Hi, I'm reviewing the library for JOSS https://github.com/openjournals/joss-reviews/issues/6227

In your tutorials, you suggest using labeled_train_data.tsv, however I cannot find this data. Is is provided somewhere?

Thanks!

Documentation links

https://github.com/Toloka/crowd-kit/blob/main/examples/ECIR2023-Intents.ipynb

Potential fix suggestion

No response

dustalov commented 9 months ago

Hi, thank you! We can try recovering it, let me ask my colleagues.

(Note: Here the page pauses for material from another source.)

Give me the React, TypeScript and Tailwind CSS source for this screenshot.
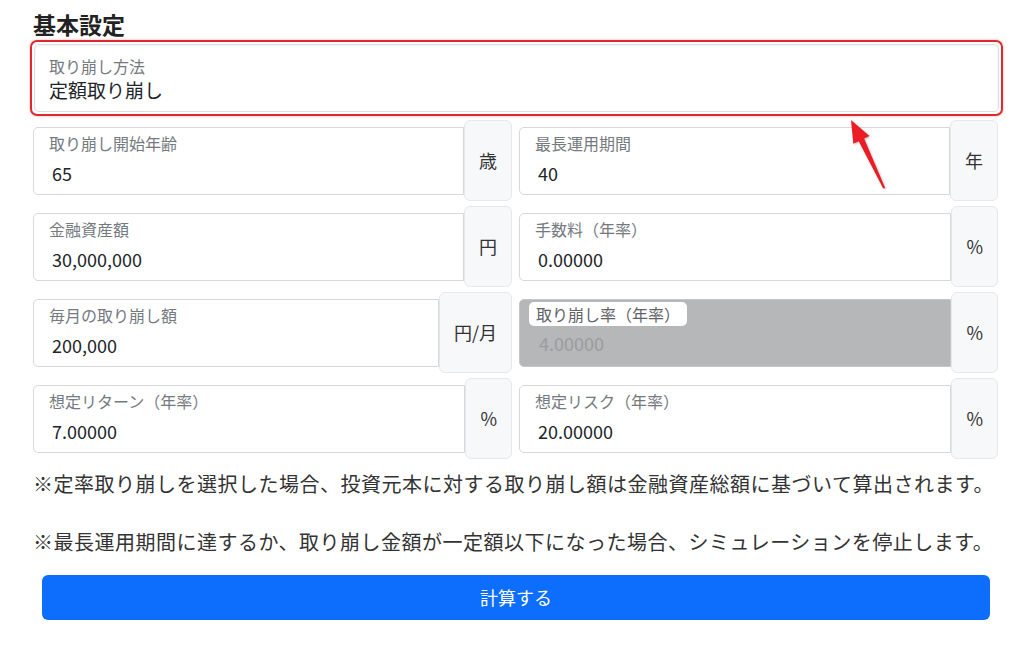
import React from "react";

type Field = {
  label: string;
  value: string;
  unit: string;
  disabled?: boolean;
};

const rows: [Field, Field][] = [
  [
    { label: "取り崩し開始年齢", value: "65", unit: "歳" },
    { label: "最長運用期間", value: "40", unit: "年" },
  ],
  [
    { label: "金融資産額", value: "30,000,000", unit: "円" },
    { label: "手数料（年率）", value: "0.00000", unit: "%" },
  ],
  [
    { label: "毎月の取り崩し額", value: "200,000", unit: "円/月" },
    { label: "取り崩し率（年率）", value: "4.00000", unit: "%", disabled: true },
  ],
  [
    { label: "想定リターン（年率）", value: "7.00000", unit: "%" },
    { label: "想定リスク（年率）", value: "20.00000", unit: "%" },
  ],
];

function InputGroup({ field }: { field: Field }) {
  return (
    <div className="flex h-[81px] min-w-0 flex-1 items-center">
      {field.disabled ? (
        <div className="flex h-[68px] min-w-0 flex-1 flex-col rounded-l-[5px] border border-[#c4c6c8] bg-[#b5b7b9] pl-[9px] pt-[2px]">
          <span className="self-start rounded-[5px] bg-white px-[7px] text-[16px] leading-[24px] text-[#5f6368]">
            {field.label}
          </span>
          <span className="mt-[5px] pl-[10px] text-[18px] leading-[24px] text-[#9a9da0]">
            {field.value}
          </span>
        </div>
      ) : (
        <div className="flex h-[68px] min-w-0 flex-1 flex-col rounded-l-[5px] border border-[#d6d9dc] bg-white pl-[15px] pt-[3px]">
          <span className="text-[16px] leading-[24px] text-[#757a7f]">{field.label}</span>
          <span className="mt-[6px] pl-[3px] text-[18px] leading-[24px] text-[#212529]">
            {field.value}
          </span>
        </div>
      )}
      <div className="flex h-full shrink-0 items-center rounded-[6px] border border-[#e6e8ea] bg-[#f7f8fa] px-[14px] text-[18px] text-[#333]">
        {field.unit}
      </div>
    </div>
  );
}

export default function App() {
  return (
    <div
      className="relative min-h-[649px] w-[1024px] bg-white pl-[33px] pr-[26px] pt-[8px] text-[#212529]"
      style={{ fontFamily: '"Noto Sans CJK JP", "Noto Sans", sans-serif' }}
    >
      <h2 className="text-[23px] font-bold leading-[32px] text-[#222]">基本設定</h2>

      <div className="-ml-[3px] -mr-[5px] rounded-[7px] border-2 border-[#e0282e] p-[2px] shadow-[0_0_3px_rgba(224,40,46,0.35)]">
        <div className="flex h-[68px] flex-col rounded-[5px] border border-[#dcdfe2] bg-white pl-[14px] pt-[9px] shadow-[inset_0_1px_3px_rgba(0,0,0,0.06)]">
          <span className="text-[16px] leading-[24px] text-[#757a7f]">取り崩し方法</span>
          <span className="-mt-[1px] text-[19px] leading-[26px] text-[#212529]">定額取り崩し</span>
        </div>
      </div>

      <div className="mt-[4px] flex flex-col gap-[5px]">
        {rows.map((r, i) => (
          <div key={i} className="flex gap-[7px]">
            <InputGroup field={r[0]} />
            <InputGroup field={r[1]} />
          </div>
        ))}
      </div>

      <p className="mt-[10px] text-[20px] leading-[30px] tracking-[0.5px] text-[#333]">
        ※定率取り崩しを選択した場合、投資元本に対する取り崩し額は金融資産総額に基づいて算出されます。
      </p>
      <p className="mt-[28px] text-[20px] leading-[30px] tracking-[0.5px] text-[#333]">
        ※最長運用期間に達するか、取り崩し金額が一定額以下になった場合、シミュレーションを停止します。
      </p>

      <button
        type="button"
        className="ml-[9px] mr-[8px] mt-[18px] flex h-[45px] w-[calc(100%-17px)] items-center justify-center rounded-[6px] bg-[#0d6efd] text-[18px] text-white"
      >
        計算する
      </button>

      <svg
        className="pointer-events-none absolute left-0 top-0"
        width="1024"
        height="649"
        viewBox="0 0 1024 649"
      >
        <polygon
          points="851,120 869.5,136.1 864.1,138.6 885.2,188 883.2,188.6 858.7,141.2 853.3,143.7"
          fill="#ec1c24"
          style={{ filter: "drop-shadow(1px 1px 1px rgba(0,0,0,0.25))" }}
        />
      </svg>
    </div>
  );
}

dustalov commented 9 months ago

@denaxen @aliskin @pilot7747 I could not find the ECIR '23 tutorial dataset at https://github.com/clinc/oos-eval/tree/master/data and https://toloka.ai/events/ecir-tutorial-2023/. Maybe we have these files, labeled_train_data.tsv and labeled_test_data.tsv, anywhere in Toloka's Google Drive or S3?

dustalov commented 9 months ago

We found the files in the supplementary materials for our tutorial: https://drive.google.com/drive/folders/1jMNkCs1DzJESiL2-8Pr8NJhqyi7GZJp5?usp=sharing (Labeled data subdirectory). I can adjust the notebook accordingly.

dustalov commented 9 months ago

@Mind-the-Cap fixed in e8086abfd10379db7cafe0276a6e733fbf7c417c, now the files are downloaded using gdown.

Mind-the-Cap commented 9 months ago

Great, thanks!